La contribution de Netflix au cinéma italien, quant à elle, se heurte à d’autres obstacles: «Ils investissent effectivement dans des productions italiennes, mais il n’y a pas d’obligation légale à proprement parler. Notre bureaucratie est réputée compliquée».
Coup de pouce à l’économie
Il y a aussi la question de la stimulation économique au-delà de la sphère cinématographique.
«Les hôtels, les entreprises et les restaurants locaux étaient ravis de notre présence car l’argent utilisé pour le tournage de la série est réinvesti dans d’autres secteurs, notamment le tourisme», affirme Pierre Monnard. «C’est toute la population qui en bénéficie, pas seulement le secteur culturel. Les 4% permettront d’offrir des salaires et des possibilités de travail aux gens.»
Le réalisateur suisse souligne encore que l’investissement que les services de streaming seraient tenus de réaliser ne représente qu’une fraction de ce qu’ils doivent payer ailleurs: en France, par exemple, il se situe entre 12% et 25%.
Netflix se prépare
Le vote sur la révision proposée n’aura pas lieu avant plusieurs semaines, mais Netflix est déjà à pied d’œuvre. La société a ouvert un bureau à Berlin pour s’occuper de toutes les questions relatives à la région DACH (Allemagne, Autriche, Suisse).
En novembre dernier, Wolf Osthaus, directeur régional de la politique publique de Netflix, a exposé la stratégie suisse lors d’une conférence au Geneva Digital Market, un événement consacré à l’innovation audiovisuelle. Selon lui, plus l’histoire est culturellement spécifique, plus elle est susceptible d’être attrayante.

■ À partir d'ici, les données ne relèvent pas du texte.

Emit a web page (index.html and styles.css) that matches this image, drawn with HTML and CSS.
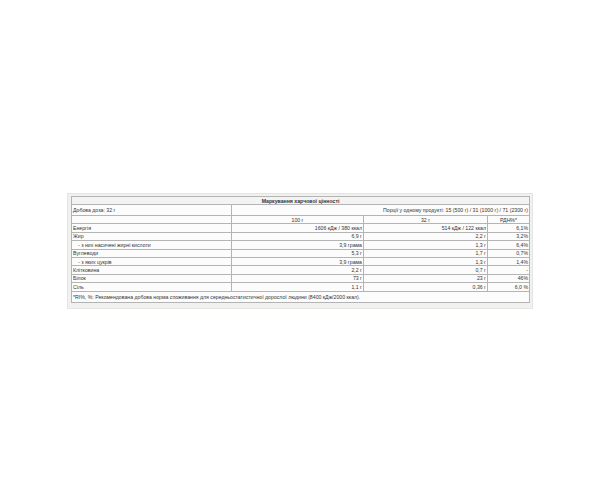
FILE: index.html
```html
<!DOCTYPE html>
<html lang="uk">
<head>
<meta charset="utf-8">
<link rel="stylesheet" href="styles.css">
</head>
<body>
<div class="wrap">
<table class="nut">
  <colgroup><col class="c1"><col class="c2"><col class="c3"><col class="c4"></colgroup>
  <tr class="t"><th colspan="4" class="title">Маркування харчової цінності</th></tr>
  <tr class="dose"><td class="l">Добова доза: 32 г</td><td colspan="3" class="r">Порції у одному продукті: 15 (500 г) / 31 (1000 г) / 71 (2300 г)</td></tr>
  <tr class="row"><td></td><td class="c">100 г</td><td class="c">32 г</td><td class="c">РДН%*</td></tr>
  <tr class="row"><td class="l">Енергія</td><td class="r">1606 кДж / 380 ккал</td><td class="r">514 кДж / 122 ккал</td><td class="r">6,1%</td></tr>
  <tr class="row"><td class="l">Жир</td><td class="r">6,9 г</td><td class="r">2,2 г</td><td class="r">3,2%</td></tr>
  <tr class="row"><td class="l sub">- з них насичені жирні кислоти</td><td class="r">3,9 грама</td><td class="r">1,3 г</td><td class="r">6,4%</td></tr>
  <tr class="row sep"><td class="l">Вуглеводи</td><td class="r">5,3 г</td><td class="r">1,7 г</td><td class="r">0,7%</td></tr>
  <tr class="row"><td class="l sub">- з яких цукрів</td><td class="r">3,9 грама</td><td class="r">1,3 г</td><td class="r">1,4%</td></tr>
  <tr class="row"><td class="l">Клітковина</td><td class="r">2,2 г</td><td class="r">0,7 г</td><td class="r">-</td></tr>
  <tr class="row"><td class="l">Білок</td><td class="r">73 г</td><td class="r">23 г</td><td class="r">46%</td></tr>
  <tr class="row"><td class="l">Сіль</td><td class="r">1,1 г</td><td class="r">0,36 г</td><td class="r">6,0 %</td></tr>
  <tr class="foot"><td colspan="4" class="l note">*RI%, %: Рекомендована добова норма споживання для середньостатистичної дорослої людини (8400 кДж/2000 ккал).</td></tr>
</table>
</div>
</body>
</html>
```
FILE: styles.css
```css
html, body {
  margin: 0;
  padding: 0;
  background: #ffffff;
}
body {
  font-family: "Liberation Sans", Arial, sans-serif;
  color: #333333;
}
.wrap {
  margin: 193px 0 0 67px;
  width: 466px;
  padding: 2px 3px 5px 3px;
  background: #f1f1ef;
  border: 1px solid #e4e4e2;
  box-sizing: border-box;
}
.nut {
  width: 458px;
  border-collapse: collapse;
  table-layout: fixed;
  background: #fcfcfc;
  border: 1px solid #9a9a9a;
  font-size: 5.2px;
  line-height: 6px;
}
.c1 { width: 160px; }
.c2 { width: 132px; }
.c3 { width: 124px; }
.c4 { width: 42px; }
.nut th, .nut td {
  border: 1px solid #b4b4b4;
  padding: 0 1px;
  white-space: nowrap;
  overflow: hidden;
  vertical-align: middle;
}
.t { height: 8px; }
.dose { height: 11px; }
.row { height: 8.4px; }
.foot { height: 11px; }
.title {
  font-weight: bold;
  text-align: center;
  background: #f3f3f3;
}
.l { text-align: left; }
.r { text-align: right; }
.c { text-align: center; }
.nut td.sub { padding-left: 6px; }
.sep td { border-top: 1px solid #8a8a8a; }
```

Quant à savoir si une idée d’histoire fonctionnera mieux sous la forme d’un film ou d’une série, cela dépendra des créateurs et des sociétés de production. Mais Wolf Osthaus a déclaré qu’il ne fallait pas s’attendre à des contenus locaux de tiers.
«Nous sommes heureux d’acquérir des titres existants comme Wolkenbruch ou Neumatt pour nos téléspectateurs mondiaux, mais cela n’a pas beaucoup de sens de rendre disponible en Suisse du contenu suisse non original», a-t-il déclaré. «Vous avez déjà Play Suisse pour cela.»